If you haven’t already read our mid-summer update (found here) I’ll give you the abridged version.
My name is Angela Antony, and my cofounder’s name is Sandra Ekong. We were roommates at Harvard.
Like most things hip and cutting edge, Beanstockd was born in Paris. Sandra and I lived there for 6 months during our junior year in college; it was there that we discovered that we were an unstoppable duo, that snails are ocassionally edible (it’s really a personal choice), and that our chic Parisian lifestyle revealed some fundamental problems with the way we lived our lives in America.
After six months of 5 minute showers, air-drying clothing, and 5-dollar bottles of water (quoi?), even we were taken aback by our callous consumption back in the states. The light bulb was the realization that it took only 2-3 months abroad for two non-environmentalists to comfortably adopt a way of life that avoided overconsumption. Our mission became to find a way to recreate the subtle social pressure we experienced while living in Europe that caused us to change our behavior. If we could compel people to make these small, almost negligible lifestyle changes on a mass scale in the US, we surmised, it could make a very decisive difference in the environmental movement. From the streets of Paris to the basement computer lab of Lowell House at Harvard, the Beanstockd Project was born.
Months of debate, dialogue, and due diligence allowed us to pinpoint three major gaps in the environmental movement that we felt were not being adequately addressed: negative stigma, lack of personal accountability, and lack of incentive system (read more here).
Our comprehensive solution: The Beanstockd Project (www.beanstockd.com), a social media project comprised of an online news source (Beanstockd News) and The Beanstockd Game, an environmental competition powered by real-life pro-environmental actions. Beanstockd is led by an incredibly passionate 20+ person team, with a readership hundreds of thousands strong, creating a model of environmental action that is not only novel — built on socially and psychologically-sound principles — but highly scalable and self-sustaining. We look forward to your comments, challenges, and ideas as we fill you in on the issues we’ve overcome and the ones that we face in our rescue mission to save the world, one tongue-in-cheek step at a time.
View Comments (4)
It isn't hardly a secret that I've got an eye for public policy, but reading your story, I find myself wondering if there isn't a missing piece here. The French don't take short showers and air dry their clothes to win points. They do it because energy is expensive.
There are reasons for that, and they have a lot do to with public policy and with access to natural resources. Do you have ideas about how to address those issues in games?
Thanks for the comment, Amanda. In France, minimizing consumption was often because of the expense - you're absolutely right. But what we observed was that this idea translated beyond expensive resources to a way of thinking, even among wealthy families [for example, the same small pot roast would be dinner every night until it was finished - food was never wasted]. It translated to a culture of scarcity, where attention to consumption was carried at the forefront of the population's consciousness as they went about their daily activities.

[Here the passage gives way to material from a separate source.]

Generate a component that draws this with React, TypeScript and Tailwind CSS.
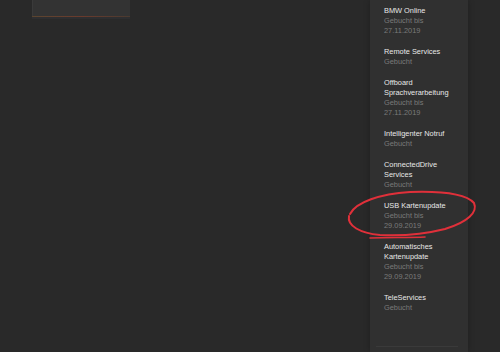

The social pressure I mentioned was specifically regarding my cofounder and myself analyzing the source of our own behavioral change while living abroad- since most of our living expenses were prepaid (host families), what actually caused us to change our behavior was the social pressure of living within this consumption-conscious society, where our friends and host families were vigilant about their consumption. This is something we felt we could powerfully recreate through a team-based, community-wide competition where each person's contribution (or lack thereof) affected their team's outcome in the game.
Anything to help minimize the consumption of us Americans should be a welcomed change. But unfortunately it would take a drastic action for a majority of people to change. In your situation it was the fact that you were living in France and had to make the adjustment, but for most Americans I think they might be able to change for a week, and then slowly slip back into their old ways. So I think that these changes would have to be implemented from politicians and lawmakers in order for people to seriously change the way that they consume and use resources. But I hope I’m wrong!
I completely understand the skepticism, but we sincerely believe that the power of reward/social recognition/competition in our society, if harnessed and embraced in a powerful and ongoing way, could stimulate a similar change in environment. As a silly anecdote, on my college campus I remember we would play a yearly game of Assassins. That game totally changed the way people existed in our small community. One of my hallmates took the hideout approach and didn't leave his room for a week, but all of us were very cognizant of our surroundings and actions in a way that we never experienced when not in the "game environment". I believe this type of behavioral change could translate in a similar way through a game like the Beanstockd Game.